Toby Young asked Where have all the right-wing playwrights gone? and the West End Whingers’ new best friend (although check with us about that again on Sunday) Jay Rayner asked where are the voices of the right?
We are sure that Fin Kennedy would be appalled to think that this production might well make him a candidate for the answer to those questions but what liberal could not be pushed to the right by this completely unbalanced denial of any issues other than individual suffering?
Full disclosure here: the Whingers do have some interest in the topic. Phil’s family is descended from Huguenots who (as Helena Kennedy pointed out) were immigrants to Britain. Andrew’s right to express an opinion is rather less clear although he was recently very inconvenienced when his Brazilian cleaner was deported for outstaying her visa.
But surely it cannot be true that the terrible ills and injustices of the world can be solved by moving everyone living under a repressive regime to a different country. Is it? Is it really that straightforward?
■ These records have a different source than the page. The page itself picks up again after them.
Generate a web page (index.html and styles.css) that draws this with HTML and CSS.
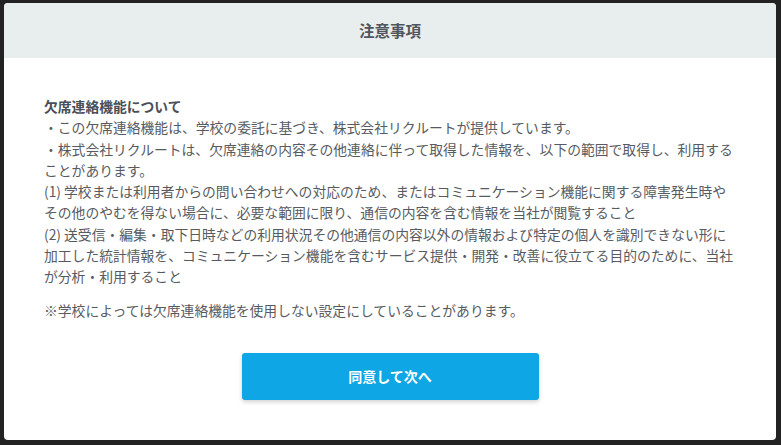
FILE: index.html
```html
<!DOCTYPE html>
<html lang="ja">
<head>
<meta charset="utf-8">
<title>注意事項</title>
<link rel="stylesheet" href="styles.css">
</head>
<body>
<div class="modal">
  <header class="modal-header">
    <h1 class="modal-title">注意事項</h1>
  </header>
  <div class="modal-body">
    <div class="notice">
      <p class="notice-heading">欠席連絡機能について</p>
      <p>・この欠席連絡機能は、学校の委託に基づき、株式会社リクルートが提供しています。</p>
      <p>・株式会社リクルートは、欠席連絡の内容その他連絡に伴って取得した情報を、以下の範囲で取得し、利用することがあります。</p>
      <p>(1) 学校または利用者からの問い合わせへの対応のため、またはコミュニケーション機能に関する障害発生時やその他のやむを得ない場合に、必要な範囲に限り、通信の内容を含む情報を当社が閲覧すること</p>
      <p>(2) 送受信・編集・取下日時などの利用状況その他通信の内容以外の情報および特定の個人を識別できない形に加工した統計情報を、コミュニケーション機能を含むサービス提供・開発・改善に役立てる目的のために、当社が分析・利用すること</p>
    </div>
    <p class="note">※学校によっては欠席連絡機能を使用しない設定にしていることがあります。</p>
    <div class="actions">
      <button class="btn-primary" type="button">同意して次へ</button>
    </div>
  </div>
</div>
</body>
</html>
```

FILE: styles.css
```css
* { box-sizing: border-box; }
html, body { height: 100%; }
body {
  margin: 0;
  padding: 3px 5px 5px 4px;
  background: #222222;
  font-family: "Noto Sans CJK JP", "Noto Sans", sans-serif;
  color: #575b61;
}
.modal {
  height: 437px;
  background: #ffffff;
  border-radius: 4px;
  overflow: hidden;
  display: flex;
  flex-direction: column;
}
.modal-header {
  height: 55px;
  background: #e8eeee;
  display: flex;
  align-items: center;
  justify-content: center;
}
.modal-title {
  margin: 0;
  font-size: 15.5px;
  font-weight: 700;
  color: #50555e;
  line-height: 1;
  padding-top: 1px;
}
.modal-body {
  padding: 38px 40px 0 40px;
}
.notice p,
.note {
  margin: 0;
  font-size: 13.8px;
  line-height: 21.25px;
}
.notice-heading {
  font-weight: 700;
  color: #4a4f58;
}
.note {
  margin-top: 13px;
}
.actions {
  display: flex;
  justify-content: center;
  margin-top: 31px;
}
.btn-primary {
  width: 297px;
  height: 47px;
  border: none;
  border-radius: 3px;
  background: #0ea6e4;
  color: #ffffff;
  font-family: "Noto Sans CJK JP", "Noto Sans", sans-serif;
  font-size: 14px;
  font-weight: 700;
  box-shadow: 0 2px 4px rgba(0, 0, 0, 0.18);
  cursor: pointer;
}
```
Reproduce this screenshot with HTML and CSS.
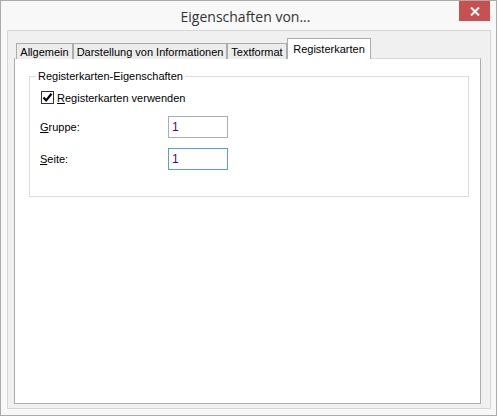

What a responsibility. The Whingers are pleased that they are not in charge because they do not have answers to these difficult questions (although they do know that their first action on getting into Number 10 would be to revoke the 24 hour drinking laws and replace them with 48 hour drinking laws) but the point is that these are difficult and complex issues which deserve to be examined from all angles.
Phew. So where does that leave the Whingers?
Well, chastened and upset.
And determined never – but never – to go to the theatre ever again until they can once again wave at a Dame of the British Empire through a proscenium arch in a crumbling West End theatre. And that’s a promise.